When I express an opinion here, I can usually count on a deluge of e-mails that disagree, sometimes rudely, with whatever I said. There are times when you feel you could write "Robbing orphans at gunpoint is not a nice thing to do" and you'd hear from an angry, outraged mob who insisted it was and how could any sane person possibly think otherwise? So I'm a little startled how many messages I've received that agreed with my disappointment with the musical stage version of Mary Poppins and how I've gotten none from anyone who enjoyed it. (I've also heard from a lot of folks who said, "Thank God! I thought I was the only one in the world who didn't like Carousel!")
More and more as I think about the former, I'm thinking of things I didn't like about it…and this might be a good time for one of my snazzy SPOILER ALERT signs…
Okay, now I feel I can talk without fear of ruining the show for you. I'm not saying not to see it, by the way; just to lower your expectations way, way down. Brace yourself, for example, for the fact that the title character doesn't feel all that magical. She does magic tricks but they seem to be emanating more from the stage crew than from her. Bert the Chimney Sweep feels more magical than she does, by far. He was kind of inexplicably magical in the movie too, but there, you felt that his magic was made possible by his proximity to her. His made hers feel more special. On stage, his upstages hers. Everything Bert does upstages Mary Poppins.

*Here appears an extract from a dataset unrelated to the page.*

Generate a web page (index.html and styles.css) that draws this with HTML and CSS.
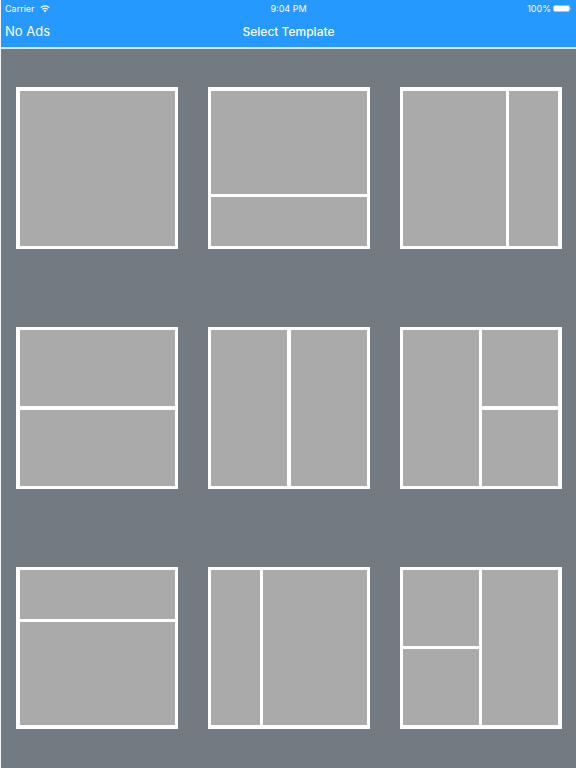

I also didn't mention, as many readers reminded me, that Act Two pretty much starts with Mary Poppins killing someone in a pretty gruesome manner. What the hell was that all about? I'll get back to that in a sec.
The kids are pretty boring and there's no sense that their lives are changed by hanging around Ms. Poppins; just that she entertains them for a while. Also, I might have noted a problem with the main plot, which is that Mr. Banks is worried about losing the income from his job at the bank.
It's tough for us to care about possible job loss with regard to a banker…and doubly tough to fret for a banker with a beautiful mansion and a staff of servants. In the movie, Mr. Banks had an attitude problem about his job. He cared way too much about it. P.L. Travers named him as she named him for a reason; his whole identity was inextricably lost in that financial institution. Still, the way she (and later, the Disney folks) configured things, we cared about Mr. Banks not as a banker but as a father…one who was way too worried about providing for his family to the extent of neglecting his children and his own inner child. In the end, he rediscovered all those children, especially his inner one, and realized that there could be more to life than earning a living.
Mr. Banks on stage pays brief lip service to that realization but basically, his problem is solved not because he changes but because he just plain doesn't lose his job. His happy ending, such as it is, isn't that he becomes a better person. It's that he becomes a more highly-paid banker. And as I said in my first review, Mary Poppins doesn't have much to do with that.
Mrs. Banks, who was in many ways the most interesting character in the film, is similarly diminished. The movie version of the lady gave purpose to her life as a Suffragette. She may have had to leave her kids to a series of nannies because she was busy but at least she was busy for a good cause. The Mrs. Banks of the play doesn't seem to have much to do. She throws some sort of luncheon for people who don't show up and then it's never mentioned again. So, uh, Mrs. Banks…why don't you raise your kids instead of handing them over to another in a series of strangers?
In the middle of the musical, Mary Poppins leaves inexplicably. Her credo is that she comes to a household and stays until she achieves her mission, whatever it is for that particular family. But just before Intermission, when she couldn't possibly have achieved anything, she leaves. The parents come up with a demonic replacement — one who (I think, it's not clear) was once Mr. Banks's nanny. So I guess the idea is that when Mary Poppins returns, she rescues the kids from turning out like Mr. Banks. But she oughta be rescuing them from parents who'd hire someone that evil as a babysitter.
So we don't like the parents for hiring such a replacement. And we don't like Mary for throwing her little hissy fit or whatever her reason was for walking/flying off the job and abandoning the kids to such a monster. I like her for getting rid of the monster but not so much for how she does it, which feels like capital punishment for a non-capital crime. I don't like anyone on that stage, except maybe Bert, and don't care what becomes of them. And I especially don't like me for going on so long on this topic.
To be fair, I didn't feel all of the above while I was sitting there, intermittently enjoying what was on stage. But the more I thought about the movie after viewing it, the more I liked it. The more I thought about the play, the more I liked the movie. Which is why the film will endure forever and the musical will end when the tour does.